Example, I’ve written three beginnings to three separate novels. Two of which actually have some good ideas, concepts, and characters. It’s probably close to 100 typed single spaced pages.  I can begin a novel on pure adrenaline, rope in hand, and I’m cave diving and exploring around. I get down there though and I don’t have a torch, I don’t have any food, and my water runs out in just a couple of days.  All the tools I have to explore around aren’t there and I can’t just go to the store to pick them up because that store doesn’t exist.

“Come on down to Crazy Jared’s!  We’ve got brain cell boosters on sale for $19.99, intuitive cookies on sale for $5.99, and you won’t believe this folks, get your own personal dream encyclopedia complete with people, places, and things completely tailored to your date of birth, weight, height, name, social security number, and current residence for only $12,000. That’s right folks, we’ll have every unconscious thought, passion, and desire from your dreams, decoded for you personally, just an easy $12,000.”

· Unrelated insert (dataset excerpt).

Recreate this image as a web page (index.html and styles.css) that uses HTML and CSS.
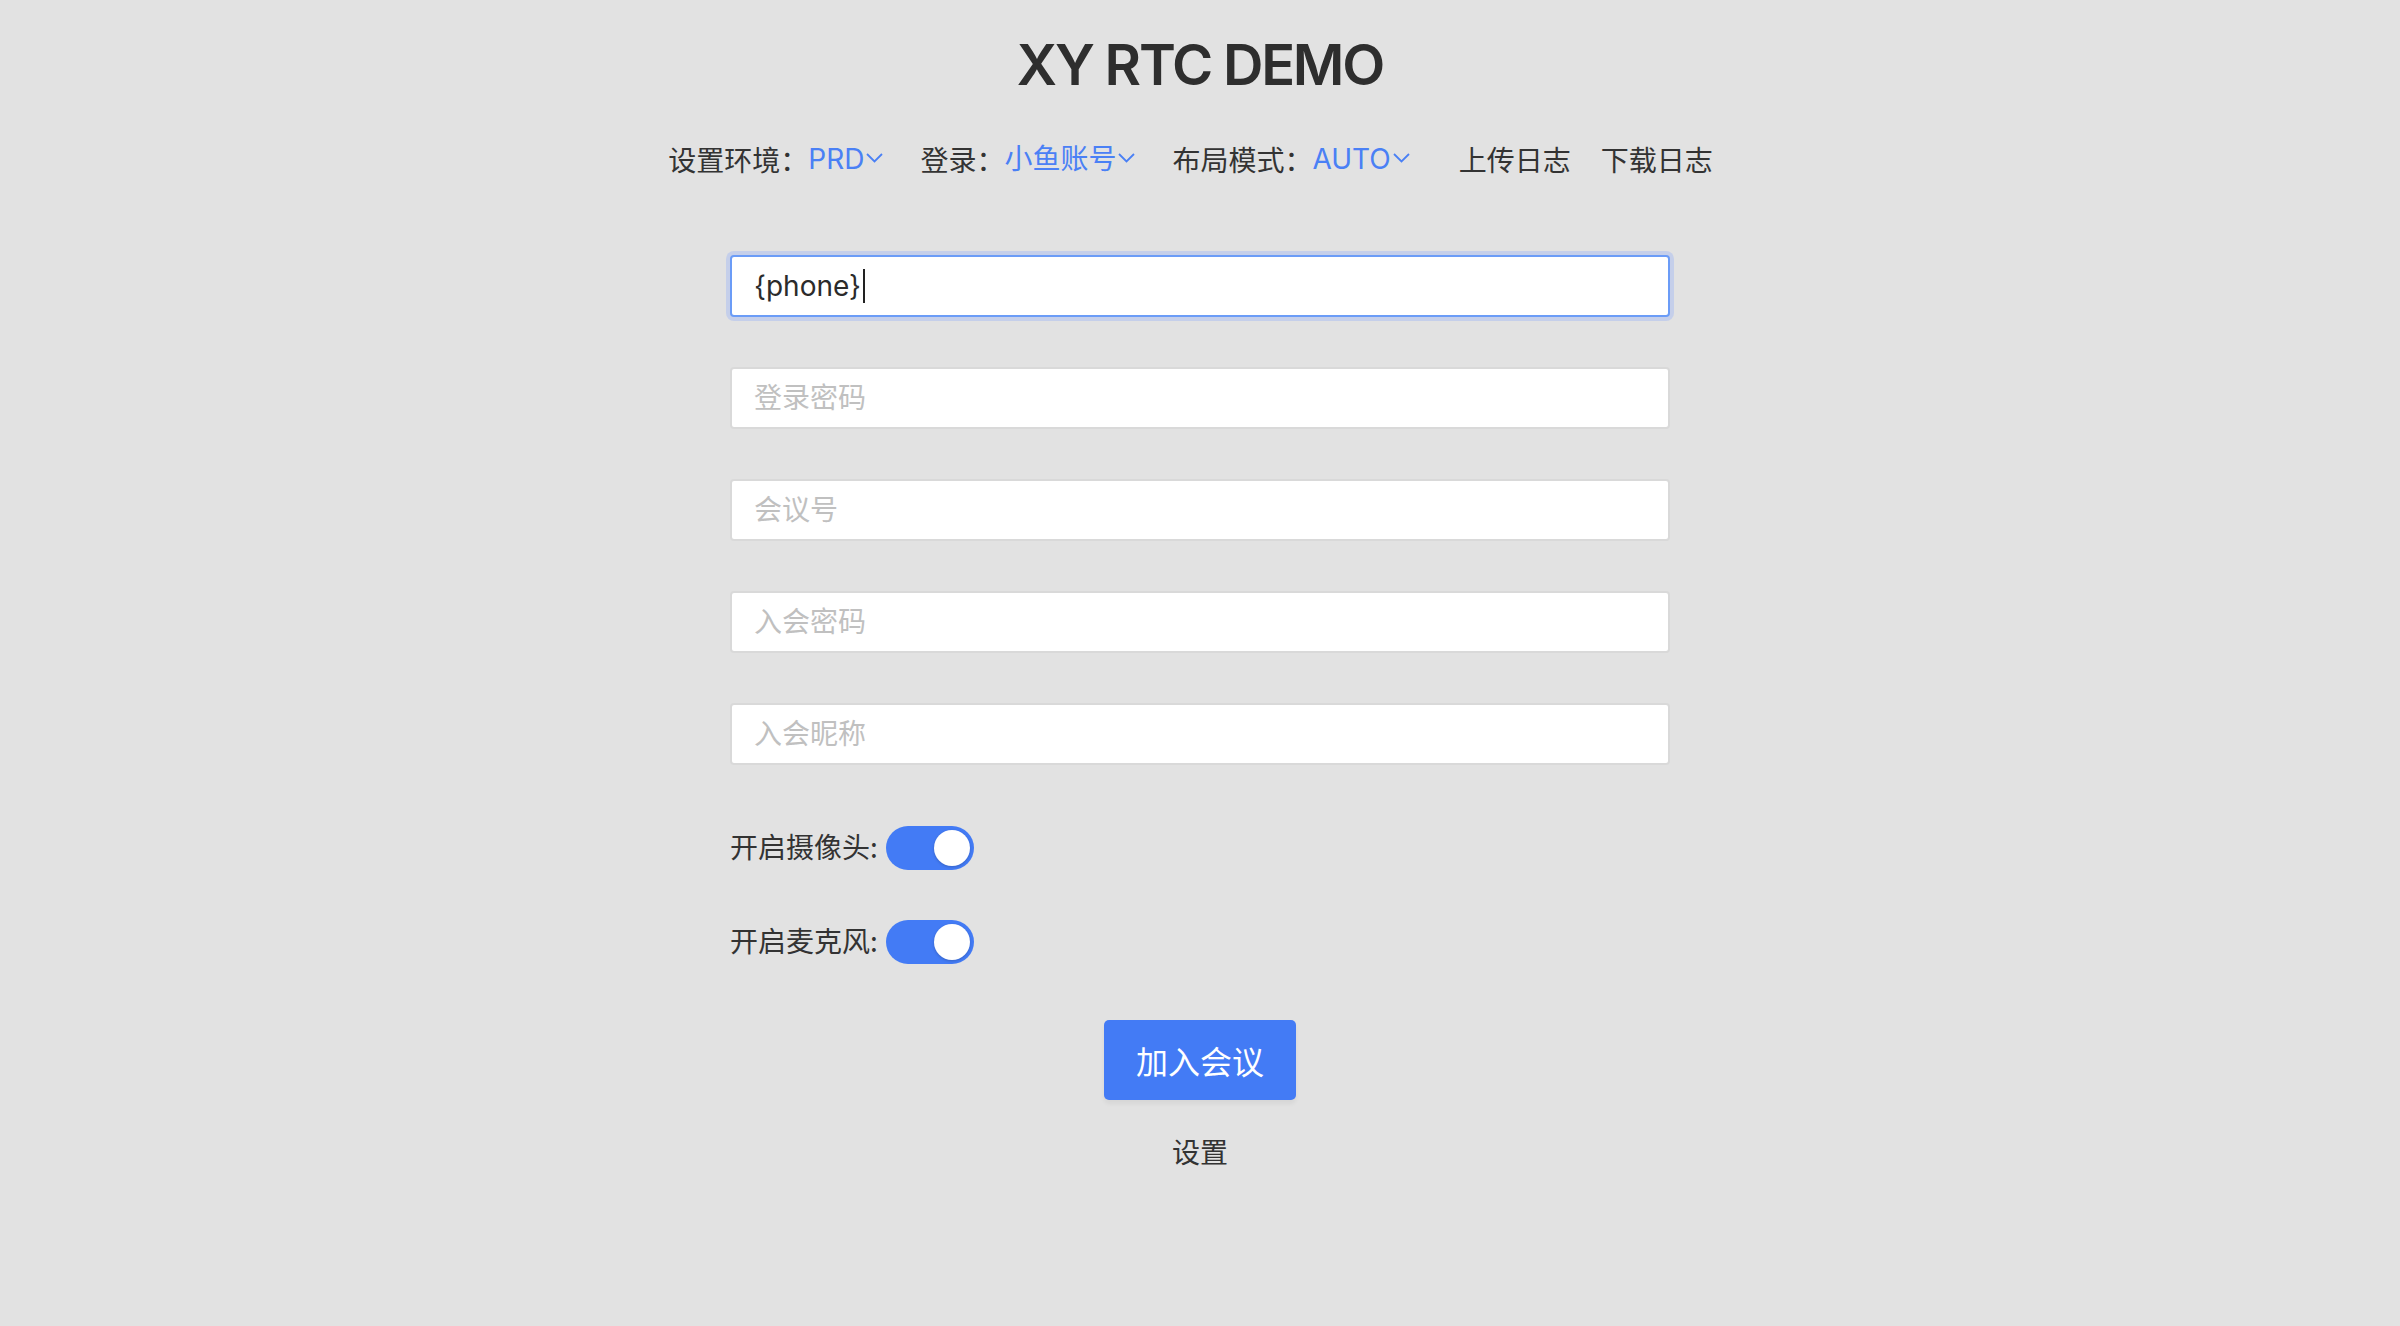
FILE: index.html
```html
<!DOCTYPE html>
<html lang="zh-CN">
<head>
<meta charset="utf-8">
<title>XY RTC DEMO</title>
<link rel="stylesheet" href="styles.css">
</head>
<body>
<div class="page">
  <h1 class="title">XY RTC DEMO</h1>
  <nav class="nav">
    <div class="nav-item">
      <span class="nav-label">设置环境：</span>
      <span class="nav-value">PRD<svg class="chev" width="17" height="10" viewBox="0 0 17 10"><polyline points="1,1 8.5,8.5 16,1" fill="none" stroke="currentColor" stroke-width="1.8"/></svg></span>
    </div>
    <div class="nav-item">
      <span class="nav-label">登录：</span>
      <span class="nav-value">小鱼账号<svg class="chev" width="17" height="10" viewBox="0 0 17 10"><polyline points="1,1 8.5,8.5 16,1" fill="none" stroke="currentColor" stroke-width="1.8"/></svg></span>
    </div>
    <div class="nav-item">
      <span class="nav-label">布局模式：</span>
      <span class="nav-value">AUTO<svg class="chev" width="17" height="10" viewBox="0 0 17 10"><polyline points="1,1 8.5,8.5 16,1" fill="none" stroke="currentColor" stroke-width="1.8"/></svg></span>
    </div>
    <span class="nav-link upload">上传日志</span>
    <span class="nav-link download">下载日志</span>
  </nav>

  <form class="form">
    <div class="field focused"><span class="field-text">{phone}</span><span class="caret"></span></div>
    <input class="field" type="password" placeholder="登录密码">
    <input class="field" type="text" placeholder="会议号">
    <input class="field" type="password" placeholder="入会密码">
    <input class="field field-last" type="text" placeholder="入会昵称">

    <div class="switch-row">
      <span class="switch-label">开启摄像头:</span>
      <span class="switch on"><span class="knob"></span></span>
    </div>
    <div class="switch-row">
      <span class="switch-label">开启麦克风:</span>
      <span class="switch on"><span class="knob"></span></span>
    </div>

    <button type="button" class="join">加入会议</button>
    <span class="settings">设置</span>
  </form>
</div>
</body>
</html>
```

FILE: styles.css
```css
html, body {
  margin: 0;
  padding: 0;
  background: #e2e2e2;
}
body {
  font-family: Inter, "Noto Sans CJK SC", sans-serif;
  color: #333333;
  min-height: 1326px;
}
.page {
  display: flex;
  flex-direction: column;
  align-items: center;
  padding-top: 37px;
}
.title {
  margin: 0;
  font-family: Inter, "Noto Sans CJK SC", sans-serif;
  font-weight: 600;
  font-size: 56px;
  line-height: 56px;
  letter-spacing: -2.2px;
  color: #2e2e2e;
}
.nav {
  display: flex;
  align-items: center;
  margin-top: 46px;
  height: 40px;
  font-size: 28px;
  line-height: 40px;
  padding-right: 19px;
}
.nav-item {
  display: flex;
  align-items: center;
  margin-right: 37px;
}
.nav-label {
  font-family: "Noto Sans CJK SC", sans-serif;
  color: #333333;
}
.nav-value {
  display: flex;
  align-items: center;
  color: #4a80f5;
  font-family: Inter, "Noto Sans CJK SC", sans-serif;
}
.chev {
  margin-left: 2px;
  margin-top: -2px;
}
.nav-link {
  font-family: "Noto Sans CJK SC", sans-serif;
  color: #333333;
}
.upload {
  margin-left: 12px;
}
.download {
  margin-left: 30px;
}
.form {
  display: flex;
  flex-direction: column;
  width: 940px;
  margin-top: 76px;
}
.field {
  box-sizing: border-box;
  width: 940px;
  height: 62px;
  margin: 0 0 50px 0;
  padding: 0 22px;
  border: 2px solid #d9d9d9;
  border-radius: 4px;
  background: #ffffff;
  font-family: Inter, "Noto Sans CJK SC", sans-serif;
  font-size: 28px;
  color: #333333;
  outline: none;
  display: flex;
  align-items: center;
}
.field::placeholder {
  color: #c0c0c0;
  font-family: "Noto Sans CJK SC", sans-serif;
}
.field.focused {
  border-color: #6b9cf7;
  box-shadow: 0 0 0 4px #c5cfea;
}
.field-text {
  color: #2b2b2b;
}
.caret {
  display: inline-block;
  width: 2px;
  height: 34px;
  background: #222222;
  margin-left: 2px;
}
.field-last {
  margin-bottom: 61px;
}
.switch-row {
  display: flex;
  align-items: center;
  height: 44px;
  margin-bottom: 50px;
}
.switch-label {
  font-family: "Noto Sans CJK SC", sans-serif;
  font-size: 28px;
  line-height: 40px;
  color: #333333;
  margin-right: 8px;
  margin-top: -4px;
}
.switch {
  position: relative;
  box-sizing: border-box;
  width: 88px;
  height: 44px;
  border-radius: 22px;
  background: #437bf5;
  display: flex;
  align-items: center;
  justify-content: flex-end;
  padding: 0 4px;
}
.knob {
  width: 36px;
  height: 36px;
  border-radius: 50%;
  background: #ffffff;
  box-shadow: 0 1px 3px rgba(0, 0, 0, 0.2);
}
.join {
  align-self: center;
  width: 192px;
  height: 80px;
  margin-top: 6px;
  border: none;
  border-radius: 5px;
  background: #437bf5;
  color: #ffffff;
  font-family: "Noto Sans CJK SC", sans-serif;
  font-size: 32px;
  box-shadow: 0 4px 4px rgba(0, 0, 0, 0.05);
  cursor: pointer;
}
.settings {
  align-self: center;
  margin-top: 31px;
  font-family: "Noto Sans CJK SC", sans-serif;
  font-size: 28px;
  line-height: 40px;
  color: #333333;
}
```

Travel is interpreted in a lot of different ways, I guess my personal view on it may not be interesting.  Who wants to spend their lives thinking of themselves anyways? Egotistical for sure. I’ve tried to think of it in another light, one in which shows me that if I figure out what makes me act and think the way that I do, I might understand a little better what the hell you are trying to tell me because its pretty hard to figure out why everyone is out there acting the way that they are.  Maybe this is an egregious assumption, thinking that humanity has some sort of essential form of impulse that can be understood and reapplied.  I’d be the first to question any such claim myself, but it doesn’t hurt to look for it I reckon.  What’s that famous saying, “Life’s a journey, not a desination.”  So, I’ll keep journeying, caving, climbing, questioning, and I probably won’t get there, “ You can’t get there from here!” but maybe along the way I’ll finally pack the right tools, etch out that small map of the caves deep down below, and pass it along to the next one willing to explore a little further down the dark cavern of humanity’s soul.